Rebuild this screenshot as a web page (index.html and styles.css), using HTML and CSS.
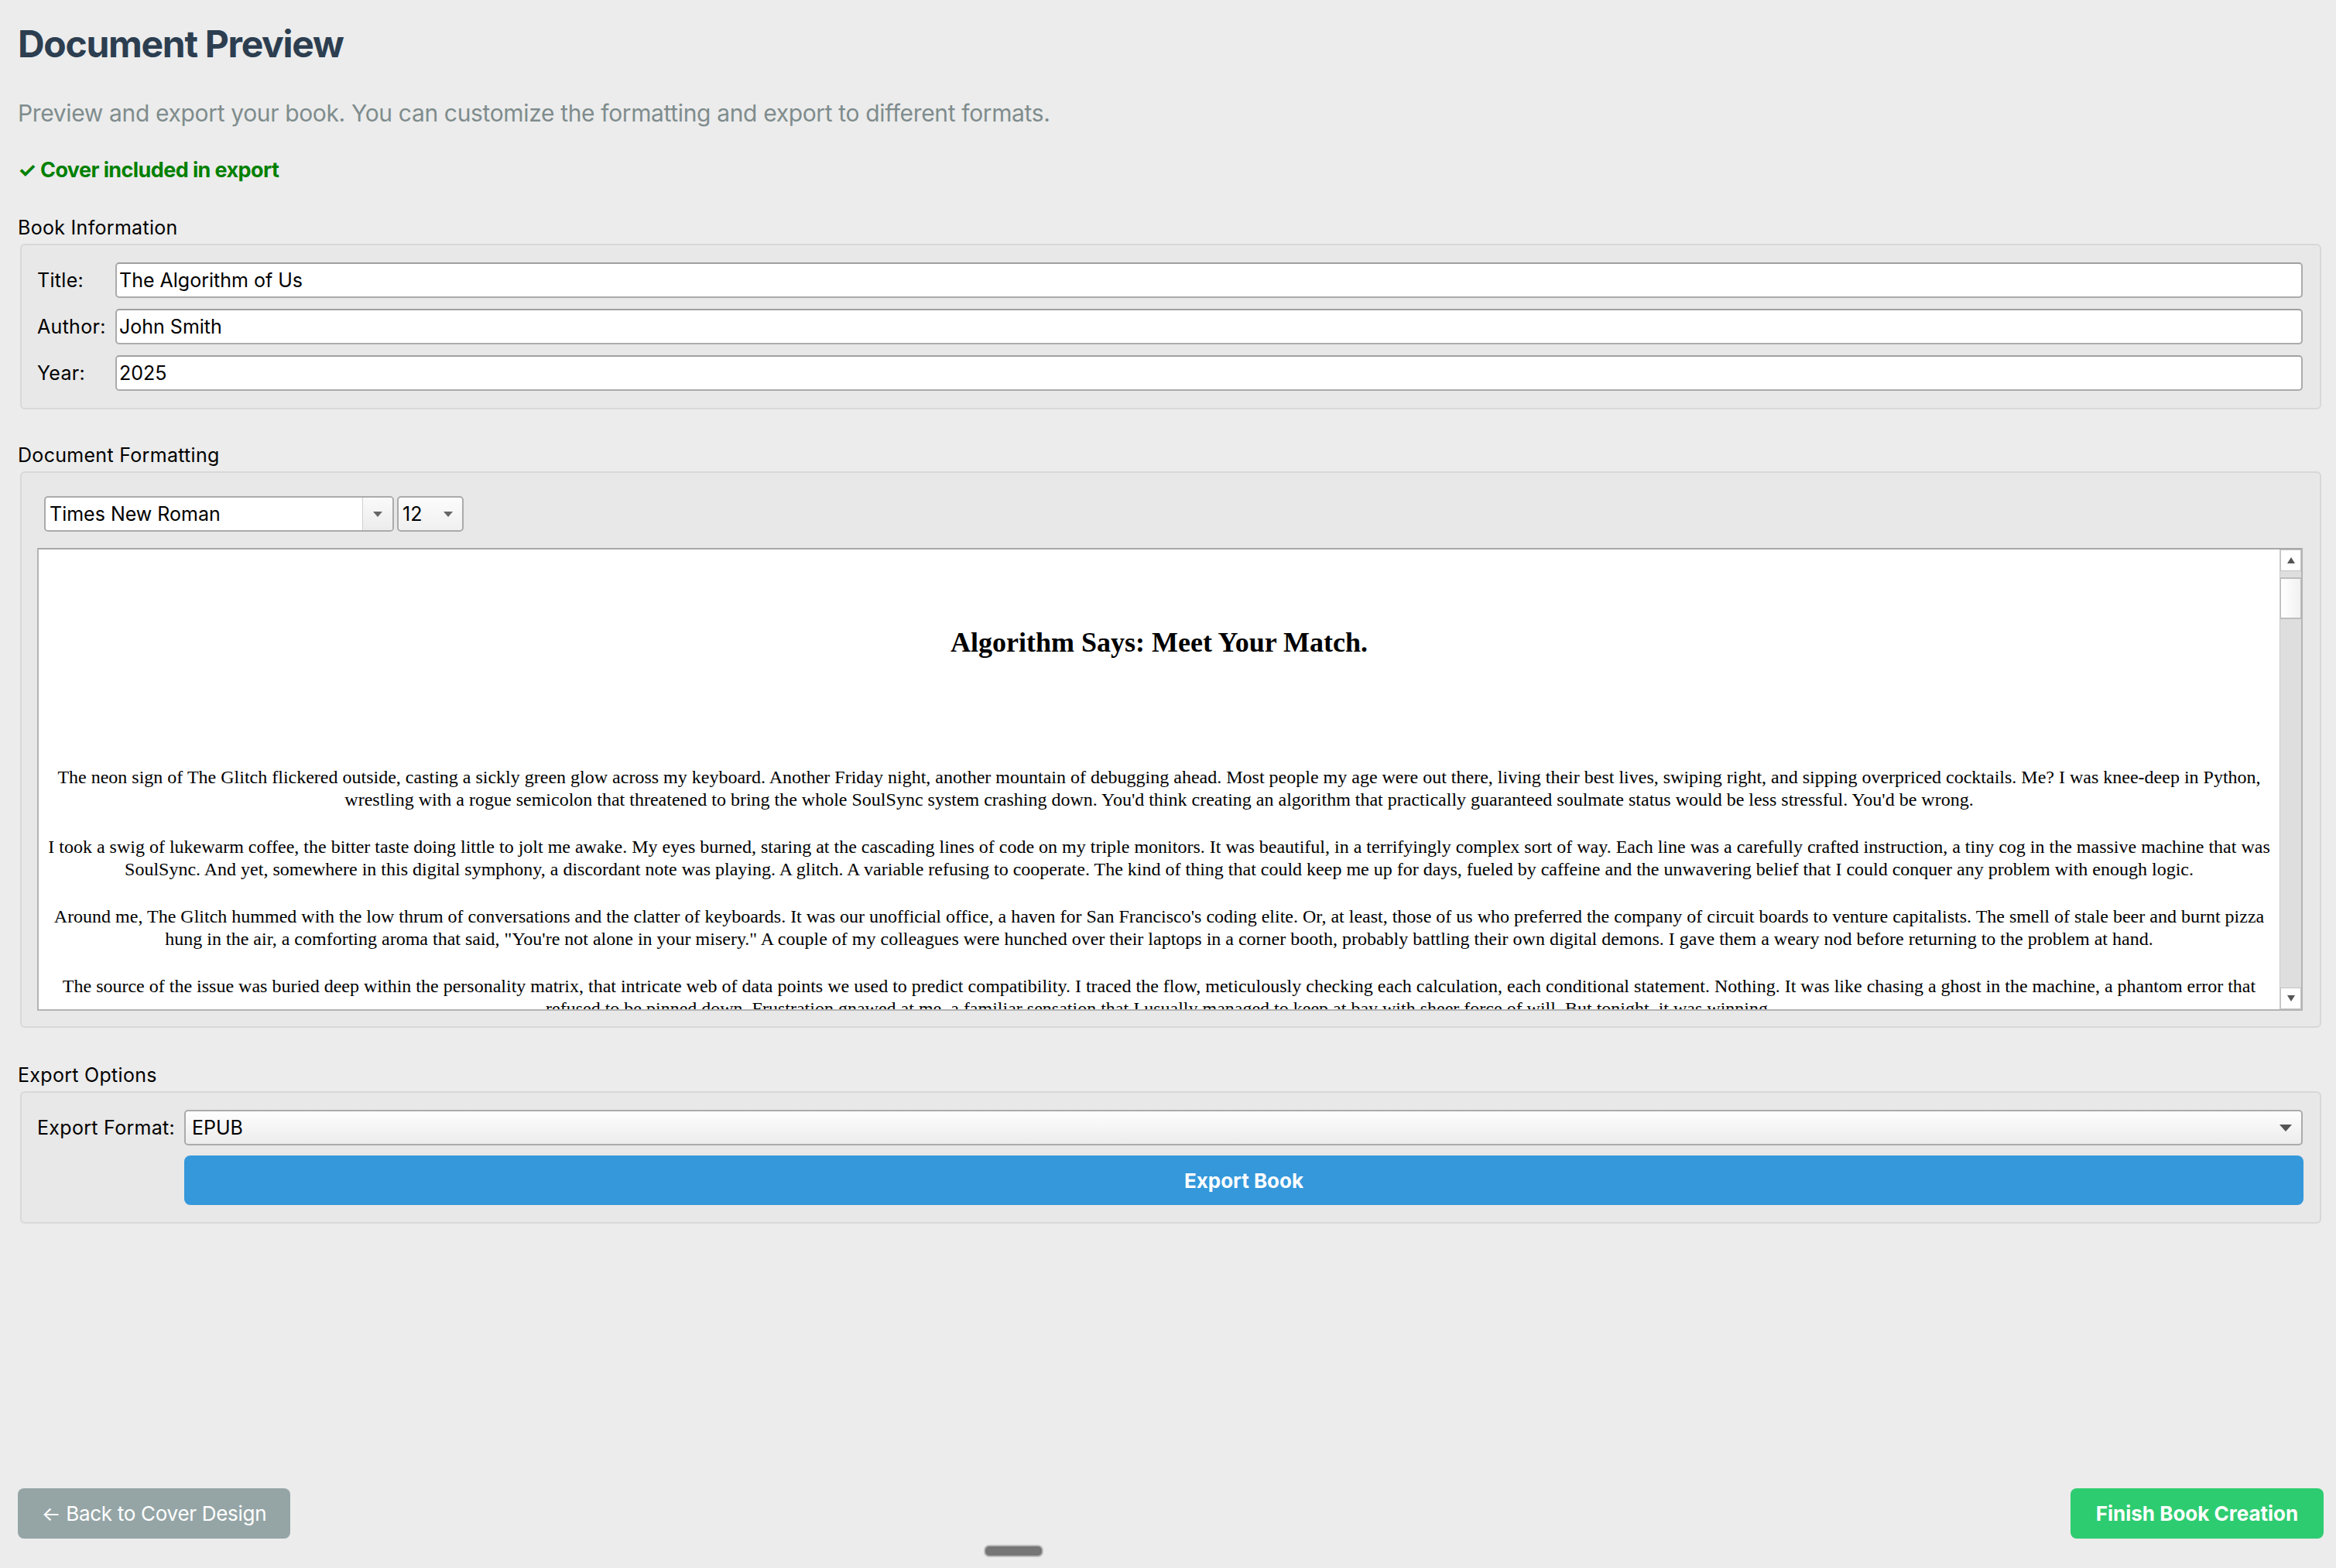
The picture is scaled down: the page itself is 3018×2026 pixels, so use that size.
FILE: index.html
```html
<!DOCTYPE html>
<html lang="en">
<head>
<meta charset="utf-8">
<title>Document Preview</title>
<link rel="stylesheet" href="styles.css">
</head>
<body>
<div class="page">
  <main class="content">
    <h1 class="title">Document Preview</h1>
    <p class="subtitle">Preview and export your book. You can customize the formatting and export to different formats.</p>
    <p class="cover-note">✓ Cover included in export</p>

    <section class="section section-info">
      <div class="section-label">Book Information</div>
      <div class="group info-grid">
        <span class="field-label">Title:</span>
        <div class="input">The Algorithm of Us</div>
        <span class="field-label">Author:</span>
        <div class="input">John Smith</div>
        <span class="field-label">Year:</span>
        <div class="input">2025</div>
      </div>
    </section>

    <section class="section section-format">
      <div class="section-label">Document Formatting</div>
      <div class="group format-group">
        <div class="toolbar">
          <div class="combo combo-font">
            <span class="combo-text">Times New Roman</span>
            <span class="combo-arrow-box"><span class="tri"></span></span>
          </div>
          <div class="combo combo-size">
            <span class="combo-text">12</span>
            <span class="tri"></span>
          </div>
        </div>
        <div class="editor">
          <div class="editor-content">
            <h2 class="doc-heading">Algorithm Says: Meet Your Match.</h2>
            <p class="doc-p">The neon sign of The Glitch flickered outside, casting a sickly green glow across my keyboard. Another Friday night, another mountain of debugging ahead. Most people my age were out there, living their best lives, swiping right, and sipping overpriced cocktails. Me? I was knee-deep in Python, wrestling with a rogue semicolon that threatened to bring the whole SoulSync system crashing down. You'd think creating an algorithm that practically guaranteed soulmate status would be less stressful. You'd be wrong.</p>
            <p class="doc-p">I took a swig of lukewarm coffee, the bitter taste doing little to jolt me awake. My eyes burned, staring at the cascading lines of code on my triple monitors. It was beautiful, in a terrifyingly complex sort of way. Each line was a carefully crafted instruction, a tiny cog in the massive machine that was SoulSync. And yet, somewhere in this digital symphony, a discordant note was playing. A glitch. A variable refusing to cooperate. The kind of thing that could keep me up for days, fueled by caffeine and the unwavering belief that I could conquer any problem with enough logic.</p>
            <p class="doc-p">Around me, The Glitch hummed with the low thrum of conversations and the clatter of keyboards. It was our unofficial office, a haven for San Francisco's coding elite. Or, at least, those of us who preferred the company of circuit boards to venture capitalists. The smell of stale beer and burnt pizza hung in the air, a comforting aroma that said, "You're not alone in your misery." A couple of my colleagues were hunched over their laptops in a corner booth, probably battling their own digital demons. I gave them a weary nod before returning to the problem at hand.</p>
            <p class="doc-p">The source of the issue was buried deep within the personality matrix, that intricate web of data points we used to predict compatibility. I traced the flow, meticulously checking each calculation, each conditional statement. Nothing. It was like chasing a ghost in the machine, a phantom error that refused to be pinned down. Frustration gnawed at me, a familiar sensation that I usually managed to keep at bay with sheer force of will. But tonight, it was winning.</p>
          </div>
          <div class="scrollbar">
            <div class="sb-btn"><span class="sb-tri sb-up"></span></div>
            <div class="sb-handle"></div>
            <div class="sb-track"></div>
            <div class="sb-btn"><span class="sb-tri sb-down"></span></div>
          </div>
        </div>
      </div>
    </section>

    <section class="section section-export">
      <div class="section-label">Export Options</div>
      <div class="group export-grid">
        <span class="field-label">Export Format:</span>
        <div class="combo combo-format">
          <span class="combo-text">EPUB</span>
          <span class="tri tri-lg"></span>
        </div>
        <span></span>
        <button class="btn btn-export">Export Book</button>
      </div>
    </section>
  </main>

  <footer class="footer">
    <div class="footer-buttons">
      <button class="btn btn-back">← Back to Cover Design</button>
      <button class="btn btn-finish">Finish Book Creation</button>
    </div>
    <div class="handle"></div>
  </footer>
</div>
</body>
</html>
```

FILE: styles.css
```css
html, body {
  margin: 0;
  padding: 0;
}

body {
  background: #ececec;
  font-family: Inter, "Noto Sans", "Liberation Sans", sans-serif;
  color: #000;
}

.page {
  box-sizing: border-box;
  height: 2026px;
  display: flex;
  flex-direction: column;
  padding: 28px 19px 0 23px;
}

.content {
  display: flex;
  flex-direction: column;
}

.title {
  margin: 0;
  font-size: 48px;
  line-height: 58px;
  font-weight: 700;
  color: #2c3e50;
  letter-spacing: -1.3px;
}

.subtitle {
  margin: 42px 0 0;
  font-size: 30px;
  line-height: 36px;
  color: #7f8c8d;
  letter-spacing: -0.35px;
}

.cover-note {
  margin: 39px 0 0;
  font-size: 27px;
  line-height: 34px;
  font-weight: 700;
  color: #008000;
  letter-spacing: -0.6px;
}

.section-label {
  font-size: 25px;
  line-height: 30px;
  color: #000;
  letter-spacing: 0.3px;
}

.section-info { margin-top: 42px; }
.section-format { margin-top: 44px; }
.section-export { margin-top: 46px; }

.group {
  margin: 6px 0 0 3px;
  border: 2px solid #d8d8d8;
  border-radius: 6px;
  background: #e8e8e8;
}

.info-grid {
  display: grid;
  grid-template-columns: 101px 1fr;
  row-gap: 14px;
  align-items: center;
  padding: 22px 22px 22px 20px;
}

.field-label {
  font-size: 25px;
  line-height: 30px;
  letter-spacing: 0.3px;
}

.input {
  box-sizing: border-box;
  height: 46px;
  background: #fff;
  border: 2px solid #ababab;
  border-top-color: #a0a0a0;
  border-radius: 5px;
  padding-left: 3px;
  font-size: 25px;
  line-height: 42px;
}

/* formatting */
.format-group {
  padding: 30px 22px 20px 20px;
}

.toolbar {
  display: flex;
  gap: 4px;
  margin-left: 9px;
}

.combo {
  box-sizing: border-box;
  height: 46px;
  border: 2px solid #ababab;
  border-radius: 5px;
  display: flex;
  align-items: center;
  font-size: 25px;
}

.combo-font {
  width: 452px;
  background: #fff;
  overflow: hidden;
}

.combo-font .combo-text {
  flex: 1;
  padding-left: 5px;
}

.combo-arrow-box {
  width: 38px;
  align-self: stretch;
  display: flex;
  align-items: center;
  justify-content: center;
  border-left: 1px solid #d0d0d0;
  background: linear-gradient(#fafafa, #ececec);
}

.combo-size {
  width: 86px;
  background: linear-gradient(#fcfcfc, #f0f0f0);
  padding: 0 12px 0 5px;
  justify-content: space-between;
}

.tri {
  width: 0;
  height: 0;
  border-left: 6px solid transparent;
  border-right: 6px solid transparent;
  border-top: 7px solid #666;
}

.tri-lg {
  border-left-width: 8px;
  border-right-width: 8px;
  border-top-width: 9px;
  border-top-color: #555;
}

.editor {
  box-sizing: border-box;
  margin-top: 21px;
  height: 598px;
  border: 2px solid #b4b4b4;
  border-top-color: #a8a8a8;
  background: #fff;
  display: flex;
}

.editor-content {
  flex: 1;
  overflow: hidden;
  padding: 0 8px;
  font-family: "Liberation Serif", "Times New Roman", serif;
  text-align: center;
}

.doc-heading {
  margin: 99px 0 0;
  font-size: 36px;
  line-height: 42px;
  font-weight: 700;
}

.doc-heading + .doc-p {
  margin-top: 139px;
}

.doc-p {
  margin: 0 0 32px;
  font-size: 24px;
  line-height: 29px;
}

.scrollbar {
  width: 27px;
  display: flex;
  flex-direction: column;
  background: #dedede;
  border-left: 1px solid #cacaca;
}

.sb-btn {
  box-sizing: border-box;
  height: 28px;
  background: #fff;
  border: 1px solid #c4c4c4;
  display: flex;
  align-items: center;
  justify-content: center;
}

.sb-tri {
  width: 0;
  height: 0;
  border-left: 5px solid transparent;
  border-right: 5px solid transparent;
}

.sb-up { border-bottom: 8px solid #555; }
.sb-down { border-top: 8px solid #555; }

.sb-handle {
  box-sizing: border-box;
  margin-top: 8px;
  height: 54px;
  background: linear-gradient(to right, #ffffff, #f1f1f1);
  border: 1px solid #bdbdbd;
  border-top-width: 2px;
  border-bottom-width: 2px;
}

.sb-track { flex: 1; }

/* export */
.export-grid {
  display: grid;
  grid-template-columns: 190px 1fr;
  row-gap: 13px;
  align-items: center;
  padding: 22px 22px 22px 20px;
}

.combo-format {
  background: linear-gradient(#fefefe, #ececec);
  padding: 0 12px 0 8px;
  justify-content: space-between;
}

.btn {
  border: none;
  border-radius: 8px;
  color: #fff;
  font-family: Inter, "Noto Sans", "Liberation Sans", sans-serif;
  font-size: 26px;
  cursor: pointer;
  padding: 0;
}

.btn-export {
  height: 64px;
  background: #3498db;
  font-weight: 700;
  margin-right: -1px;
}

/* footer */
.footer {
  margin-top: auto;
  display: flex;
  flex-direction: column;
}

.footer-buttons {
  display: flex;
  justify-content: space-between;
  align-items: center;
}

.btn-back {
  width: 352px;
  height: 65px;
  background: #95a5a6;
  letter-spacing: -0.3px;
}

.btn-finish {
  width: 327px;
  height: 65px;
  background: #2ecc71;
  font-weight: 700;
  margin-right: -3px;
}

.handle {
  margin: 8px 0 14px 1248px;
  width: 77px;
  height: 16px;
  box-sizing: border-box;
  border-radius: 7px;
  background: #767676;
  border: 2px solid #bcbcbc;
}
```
..........
◆ **Exercise**
Every line above that contains the word "down" should be reported.

◆ **Solution to this exercise**
The picture is scaled down: the page itself is 3018×2026 pixels, so use that size.
            <p class="doc-p">The neon sign of The Glitch flickered outside, casting a sickly green glow across my keyboard. Another Friday night, another mountain of debugging ahead. Most people my age were out there, living their best lives, swiping right, and sipping overpriced cocktails. Me? I was knee-deep in Python, wrestling with a rogue semicolon that threatened to bring the whole SoulSync system crashing down. You'd think creating an algorithm that practically guaranteed soulmate status would be less stressful. You'd be wrong.</p>
            <p class="doc-p">The source of the issue was buried deep within the personality matrix, that intricate web of data points we used to predict compatibility. I traced the flow, meticulously checking each calculation, each conditional statement. Nothing. It was like chasing a ghost in the machine, a phantom error that refused to be pinned down. Frustration gnawed at me, a familiar sensation that I usually managed to keep at bay with sheer force of will. But tonight, it was winning.</p>
            <div class="sb-btn"><span class="sb-tri sb-down"></span></div>
.sb-down { border-top: 8px solid #555; }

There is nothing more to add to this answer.